«L’inchiesta Why Not si è rivelata una bolla di sapone. Le accuse di De Magistris erano infondate». Maurizio Tortorella, vicedirettore di Panorama, commenta così la sentenza della Corte di Cassazione che ieri ha bocciato l’inchiesta che sei anni fa portò alla ribalta l’allora sostituto procuratore a Catanzaro Luigi De Magistris. «Non è stata una vittoria parziale della difesa, ma una bocciatura sostanziale delle tesi dell’accusa. A parte alcuni rinvii a giudizio, i giudici hanno rilevato l’infondatezza del filone principale, cassando l’impianto accusatorio sostenuto da De Magistris».
Secondo De Magistris il flop dell’accusa è imputabile ai pm che lo hanno sostituito.
Non è vero. I magistrati che lo hanno sostituito quando gli fu avocata l’inchiesta hanno sempre sostenuto la sua linea accusatoria. Lo ha fatto persino il procuratore generale di Cassazione.
Grazie all’inchiesta Why Not, De Magistris diventò popolarissimo. Riuscì a conquistare più di 400 mila voti alle elezioni europee del 2008.
La vicenda getta molte ombre sulla magistratura. Sui magistrati che usano giornali compiacenti come tribuna prima di lanciarsi nel mondo politico, o che usano l’obbligo dell’azione penale per giustificare con ipocrisia qualsiasi indagine. Per fortuna c’è un terzo grado di giudizio in Italia che dimostra di non essere un ufficio timbri delle procure o dei tribunali, e che spesso riconosce l’infondatezza di certe accuse.
Why Not portò alla caduta del secondo governo Prodi. È davvero possibile, come ha sostenuto ieri Enrico Letta, separare i destini dell’esecutivo dalle vicende giudiziarie dei singoli politici, in questo paese?
Dipende. Sicuramente in questa situazione è impossibile separare politica e giustizia. Molti magistrati hanno voglia di apparire, di dare una scossa alla propria carriera, e occuparsi di politica e di politici è il modo più facile. Inoltre è la stessa magistratura ad agire politicamente. Basti pensare a come viene composto il Csm, costituito come un organo politico, diviso fra correnti simili a partiti che si spartiscono seggi. Purtroppo è dal 1993, quando irrazionalmente il Parlamento abolì l’immunità parlamentare, prevista dai padri costituenti, che si è creato uno squilibrio fra politica e potere giudiziario.

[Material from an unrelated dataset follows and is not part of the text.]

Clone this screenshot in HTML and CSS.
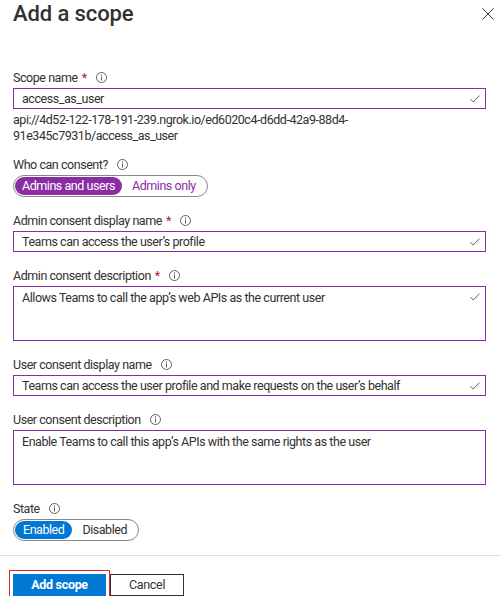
FILE: index.html
```html
<!DOCTYPE html>
<html lang="en">
<head>
<meta charset="utf-8">
<title>Add a scope</title>
<link rel="stylesheet" href="styles.css">
</head>
<body>
<div class="panel">
  <header class="head">
    <h1 class="title">Add a scope</h1>
    <button class="close" aria-label="Close">
      <svg width="12" height="12" viewBox="0 0 12 12"><path d="M0.5 0.5L11.5 11.5M11.5 0.5L0.5 11.5" stroke="#323130" stroke-width="1" fill="none"/></svg>
    </button>
  </header>

  <main class="form">
    <section class="field first">
      <div class="label"><span>Scope name</span><span class="req">*</span><span class="info"><svg width="11" height="11" viewBox="0 0 11 11"><circle cx="5.5" cy="5.5" r="5" stroke="#605e5c" fill="none"/><path d="M5.5 4.5V8.5" stroke="#605e5c"/><circle cx="5.5" cy="3" r="0.7" fill="#605e5c"/></svg></span></div>
      <div class="input"><span class="value">access_as_user</span><svg class="check" width="10" height="8" viewBox="0 0 10 8"><path d="M0.5 4.2L3.2 7L9.5 0.6" stroke="#605e5c" fill="none"/></svg></div>
      <div class="hint">api://4d52-122-178-191-239.ngrok.io/ed6020c4-d6dd-42a9-88d4-<br>91e345c7931b/access_as_user</div>
    </section>

    <section class="field who">
      <div class="label"><span>Who can consent?</span><span class="info"><svg width="11" height="11" viewBox="0 0 11 11"><circle cx="5.5" cy="5.5" r="5" stroke="#605e5c" fill="none"/><path d="M5.5 4.5V8.5" stroke="#605e5c"/><circle cx="5.5" cy="3" r="0.7" fill="#605e5c"/></svg></span></div>
      <div class="toggle purple">
        <span class="opt on">Admins and users</span><span class="opt">Admins only</span>
      </div>
    </section>

    <section class="field">
      <div class="label"><span>Admin consent display name</span><span class="req">*</span><span class="info"><svg width="11" height="11" viewBox="0 0 11 11"><circle cx="5.5" cy="5.5" r="5" stroke="#605e5c" fill="none"/><path d="M5.5 4.5V8.5" stroke="#605e5c"/><circle cx="5.5" cy="3" r="0.7" fill="#605e5c"/></svg></span></div>
      <div class="input"><span class="value">Teams can access the user’s profile</span><svg class="check" width="10" height="8" viewBox="0 0 10 8"><path d="M0.5 4.2L3.2 7L9.5 0.6" stroke="#605e5c" fill="none"/></svg></div>
    </section>

    <section class="field">
      <div class="label"><span>Admin consent description</span><span class="req">*</span><span class="info"><svg width="11" height="11" viewBox="0 0 11 11"><circle cx="5.5" cy="5.5" r="5" stroke="#605e5c" fill="none"/><path d="M5.5 4.5V8.5" stroke="#605e5c"/><circle cx="5.5" cy="3" r="0.7" fill="#605e5c"/></svg></span></div>
      <div class="textarea"><span class="value">Allows Teams to call the app’s web APIs as the current user</span><svg class="check" width="10" height="8" viewBox="0 0 10 8"><path d="M0.5 4.2L3.2 7L9.5 0.6" stroke="#605e5c" fill="none"/></svg></div>
    </section>

    <section class="field">
      <div class="label"><span>User consent display name</span><span class="info"><svg width="11" height="11" viewBox="0 0 11 11"><circle cx="5.5" cy="5.5" r="5" stroke="#605e5c" fill="none"/><path d="M5.5 4.5V8.5" stroke="#605e5c"/><circle cx="5.5" cy="3" r="0.7" fill="#605e5c"/></svg></span></div>
      <div class="input"><span class="value">Teams can access the user profile and make requests on the user’s behalf</span><svg class="check" width="10" height="8" viewBox="0 0 10 8"><path d="M0.5 4.2L3.2 7L9.5 0.6" stroke="#605e5c" fill="none"/></svg></div>
    </section>

    <section class="field">
      <div class="label"><span>User consent description</span><span class="info"><svg width="11" height="11" viewBox="0 0 11 11"><circle cx="5.5" cy="5.5" r="5" stroke="#605e5c" fill="none"/><path d="M5.5 4.5V8.5" stroke="#605e5c"/><circle cx="5.5" cy="3" r="0.7" fill="#605e5c"/></svg></span></div>
      <div class="textarea"><span class="value">Enable Teams to call this app’s APIs with the same rights as the user</span></div>
    </section>

    <section class="field">
      <div class="label"><span>State</span><span class="info"><svg width="11" height="11" viewBox="0 0 11 11"><circle cx="5.5" cy="5.5" r="5" stroke="#605e5c" fill="none"/><path d="M5.5 4.5V8.5" stroke="#605e5c"/><circle cx="5.5" cy="3" r="0.7" fill="#605e5c"/></svg></span></div>
      <div class="toggle blue">
        <span class="opt on">Enabled</span><span class="opt">Disabled</span>
      </div>
    </section>
  </main>

  <footer class="foot">
    <button class="btn primary">Add scope</button>
    <button class="btn secondary">Cancel</button>
  </footer>
</div>
</body>
</html>
```

FILE: styles.css
```css
* { box-sizing: border-box; }

html, body {
  margin: 0;
  padding: 0;
  background: #ffffff;
}

body {
  font-family: Roboto, "Liberation Sans", sans-serif;
  font-size: 12.5px;
  letter-spacing: -0.45px;
  color: #323130;
}

.panel {
  width: 501px;
}

.head {
  display: flex;
  justify-content: space-between;
  align-items: flex-start;
  padding: 0 7px 0 13px;
  height: 28px;
}

.title {
  margin: 0;
  font-size: 22px;
  line-height: 28px;
  font-weight: 500;
  letter-spacing: -0.1px;
  color: #323130;
}

.close {
  border: 0;
  background: transparent;
  padding: 0;
  margin-top: 8px;
  width: 12px;
  height: 12px;
  display: flex;
}

.form {
  padding: 0 15px 0 13px;
}

.field {
  margin-top: 15px;
}

.field.first {
  margin-top: 41px;
}

.field.who {
  margin-top: 12px;
}

.label {
  display: flex;
  align-items: center;
  line-height: 17px;
  height: 17px;
  margin-bottom: 2px;
}

.req {
  color: #a4262c;
  margin-left: 4px;
}

.info {
  display: inline-flex;
  margin-left: 9px;
}

.input,
.textarea {
  display: flex;
  justify-content: space-between;
  border: 1px solid #8a2da5;
  padding: 0 5px 0 8px;
  line-height: 16px;
}

.input {
  height: 21px;
  align-items: center;
}

.textarea {
  height: 55px;
  align-items: flex-start;
  padding-top: 3px;
}

.textarea .check {
  margin-top: 3px;
}

.value {
  white-space: nowrap;
}

.hint {
  margin-top: 3px;
  line-height: 16px;
}

.toggle {
  display: inline-flex;
  align-items: center;
  height: 22px;
  border: 1px solid #8a8886;
  border-radius: 11px;
  padding: 0 1px;
}

.opt {
  height: 18px;
  line-height: 18px;
  padding: 0 10px;
  border-radius: 9px;
}

.opt.on {
  color: #ffffff;
  padding: 0 7px;
}

.toggle.purple .opt {
  color: #8a2da5;
}

.toggle.purple .opt.on {
  background: #8a2da5;
  color: #ffffff;
}

.toggle.blue .opt.on {
  background: #0078d4;
  padding: 0 8px;
}

.foot {
  margin-top: 14px;
  border-top: 1px solid #e1dfdd;
  padding: 18px 13px 0;
  display: flex;
  gap: 4px;
}

.btn {
  height: 22px;
  font-family: inherit;
  font-size: 12.5px;
  letter-spacing: -0.3px;
  line-height: 20px;
  padding: 0;
  margin: 0;
  cursor: pointer;
}

.btn.primary {
  width: 93px;
  background: #0078d4;
  border: 1px solid #0078d4;
  color: #ffffff;
  font-weight: 700;
  outline: 1px solid #e3262c;
  outline-offset: 3px;
}

.btn.secondary {
  width: 74px;
  background: #ffffff;
  border: 1px solid #323130;
  color: #323130;
}
```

Nel 1993 Giorgio Napolitano era presidente della Camera dei deputati e si augurò che l’abolizione dell’immunità portasse a un miglioramento dei rapporti tra Parlamento e magistratura. Non sembra sia accaduto.
Pochi allora ebbero il coraggio di opporsi a quella riforma. In Parlamento soltanto un pugno di politici, prevalentemente radicali. Sono passati vent’anni da allora, e dopo quello che è accaduto in Italia, molti si stanno ricredendo. Ultimamente, anche l’ex ministro dell’Istruzione Gerardo Bianco ha lasciato intendere che abolire l’immunità parlamentare fu uno sbaglio.
La vicenda giudiziaria di Berlusconi resterà separata dalle sorti del governo, come auspicato da Letta?
Oggi nella Giunta per le elezioni del Senato sinistra e 5 Stelle voteranno per la sua decadenza. E anche se così non fosse, ci sarà presto la conferma dell’interdizione dai pubblici uffici. Berlusconi è fuori in ogni caso. Se ciò non influirà sul governo, sicuramente determinerà la politica.
Cosa accadrebbe se arrivasse una richiesta di arresto preventivo per Berlusconi?
Senza più lo scudo del voto parlamentare? Si aprirebbero scenari apocalittici per l’Italia.
Come riformare la giustizia, riequilibrare i poteri?
Se non è riuscito a farlo Berlusconi con le maggioranze che ha ottenuto, come farà questo governo? Il centrodestra ha fallito nel progetto di riforme. Mentre il centrosinistra ha perduto, a parte alcune eccezioni, la sua anima garantista che contraddistingueva la sinistra degli anni ’60 e ’70. Purtroppo il Pd – Ds e Pds prima – ha inseguito il risultato elettorale attraverso l’eliminazione giudiziaria dell’avversario politico. È irrealistico pensare che toglierà le castagne dal fuoco a Berlusconi.